We recently had to opportunity to test this approach against an internally-produced newsletter at one ministry. This was one of those test situations you dream about: Head-to-head A-B panels set up for a statistically valid test and spread over 3 different newsletter mail slots.
The results were gratifying, with the Masterworks Extreme Donor-Focused Newsletter showing improvement across the board:
- 419% lift in response
- 19.5% lift in average gift
- 521% lift in revenue
We follow some simple principles as we created those winning newsletters. You can put them into practice with your own.
10 Principles to Create the Extreme Donor-Focused Newsletter
- WRITE to the Donor, For the Donor, About the Donor: This is NOT objective, arms-length journalism. This is NOT the organization talking about itself to organization insiders. This is a warm conversation with the donor about the things he or she is most interested in.
- ENSURE a High “You” Quotient: The copy is written directly to the donor using the second-person singular. The most frequent word in the copy AND headlines should be “you.”
- TOUCH the Heart with Strong Emotion: The newsletter needs to stir the donor’s heart. Make the donor feel something! Tell stories of amazing accomplishments that the donor’s generosity helped make possible. Use vivid language with strong, active verbs and concrete nouns. Dramatic, emotional photos are worth their weight in gold.
- SURPRISE AND DELIGHT: This is a newsletter, so it needs to have something new in it. Tell the donor something fascinating that he or she does not already know.

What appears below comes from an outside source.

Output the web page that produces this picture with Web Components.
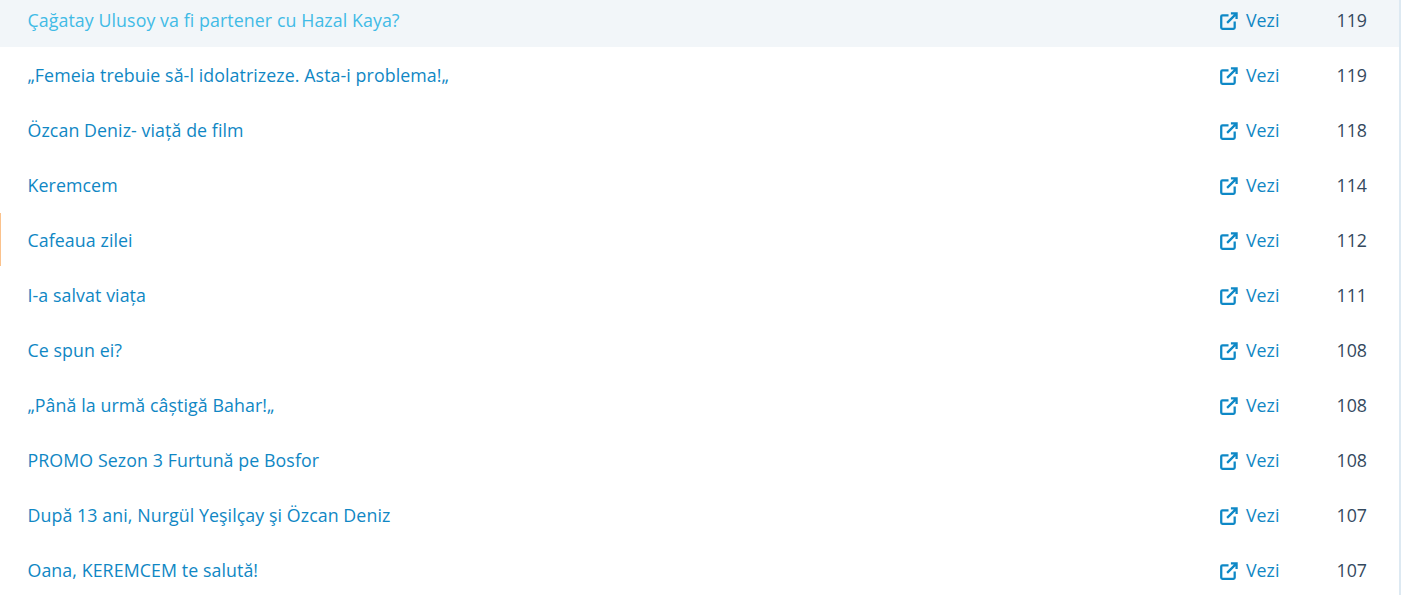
<!DOCTYPE html>
<html>
<head>
<meta charset="utf-8">
<style>
  html, body { margin: 0; background: #fff; overflow: hidden; }
</style>
</head>
<body>
<video-list>
  <video-row class="hover" views="119">Çağatay Ulusoy va fi partener cu Hazal Kaya?</video-row>
  <video-row views="119">„Femeia trebuie să-l idolatrizeze. Asta-i problema!„</video-row>
  <video-row views="118">Özcan Deniz- viață de film</video-row>
  <video-row views="114">Keremcem</video-row>
  <video-row marked views="112">Cafeaua zilei</video-row>
  <video-row views="111">I-a salvat viața</video-row>
  <video-row views="108">Ce spun ei?</video-row>
  <video-row views="108">„Până la urmă câștigă Bahar!„</video-row>
  <video-row views="108">PROMO Sezon 3 Furtună pe Bosfor</video-row>
  <video-row views="107">După 13 ani, Nurgül Yeşilçay şi Özcan Deniz</video-row>
  <video-row views="107">Oana, KEREMCEM te salută!</video-row>
</video-list>
<script>
class VideoList extends HTMLElement {
  constructor() {
    super();
    this.attachShadow({ mode: "open" });
  }
  connectedCallback() {
    this.shadowRoot.innerHTML = `
    <style>
      :host {
        display: flex;
        flex-direction: column;
        margin-top: -8px;
        height: 620px;
        font-family: "Open Sans", sans-serif;
        font-size: 17.8px;
        border-right: 2px solid #dde9f2;
      }
    </style>
    <slot></slot>
    `;
  }
}
customElements.define("video-list", VideoList);

class VideoRow extends HTMLElement {
  constructor() {
    super();
    this.attachShadow({ mode: "open" });
  }
  connectedCallback() {
    this.shadowRoot.innerHTML = `
    <style>
      :host {
        display: grid;
        grid-template-columns: 1fr 92px 87px;
        align-items: center;
        height: 55px;
        padding-left: 27.5px;
        box-sizing: border-box;
        color: #1087c4;
        position: relative;
      }
      :host(.hover) { background: #f2f6f9; }
      :host(.hover) .title { color: #41bbe6; }
      :host([marked])::before {
        content: "";
        position: absolute;
        left: 0;
        top: 1px;
        bottom: 1px;
        width: 1px;
        background: #fbc28c;
      }
      .title { letter-spacing: 0.08px; }
      .link { display: flex; align-items: center; gap: 8px; }
      svg { width: 18px; height: 18px; display: block; margin-top: 3px; }
      .views { color: #34495e; text-align: right; padding-right: 32px; }
    </style>
    <span class="title"><slot></slot></span>
    <span class="link">
      <svg viewBox="0 0 19 19" fill="none" stroke="#0e88c6" stroke-width="2.4">
        <path d="M9 3.5H2.6a1.3 1.3 0 0 0-1.3 1.3v11.6a1.3 1.3 0 0 0 1.3 1.3h11.6a1.3 1.3 0 0 0 1.3-1.3V10"/>
        <path d="M7.5 11.5L17 2M11.5 1.5h6v6"/>
      </svg>
      Vezi
    </span>
    <span class="views">${this.getAttribute("views")}</span>
    `;
  }
}
customElements.define("video-row", VideoRow);
</script>
</body>
</html>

The initial reaction of the donor upon first glance should be a big smile because his or her giving has made something wonderful happen.
- APPRECIATE the Donor: One of the major themes of the newsletter needs to be how important the donor is. “Look at what you have accomplished! With your help we can do all this. Without your help we will not be able to do it.” Look for ways to use the words “Thank you!” over and over again. (This is not merely a report back about what the organization was able to accomplish. This is all about what the DONOR has accomplished through their generosity!)
- DESIGN for Readability: Remove all unnecessary barriers to readability and comprehension. Use a large, readable SERIF font for body copy. All body copy should pass the “dollar bill test.” (You should not be able to lay a dollar bill on any expanse of body copy without touching a headline, photo or subhead.) No large blocks of reversed out type. No busy backgrounds behind copy. Make the layout easier to scan with large photos, headlines, subheads and pull-quotes.
- MOTIVATE Another Gift: Donors love to give and you should not be ashamed to ask them to give again. While most of the newsletter space is devoted to thanks and appreciation, the newsletter needs to give the donor a way to repeat their charitable behavior. This means making a clearly stated offer that donors have supported in the past.
- MAKE it Convenient to Give: The newsletter should include a response device and a return envelope. If online giving is possible, the URL for the giving page should be clearly presented in case that is the donor’s preferred giving channel.
- APPEAL to the Most Basic Donor Benefit: Giving is joyful. This key message should be explicitly stated: “Nothing feels better than when you help. When you give to accomplish XYZ, your heart overflows with gladness!”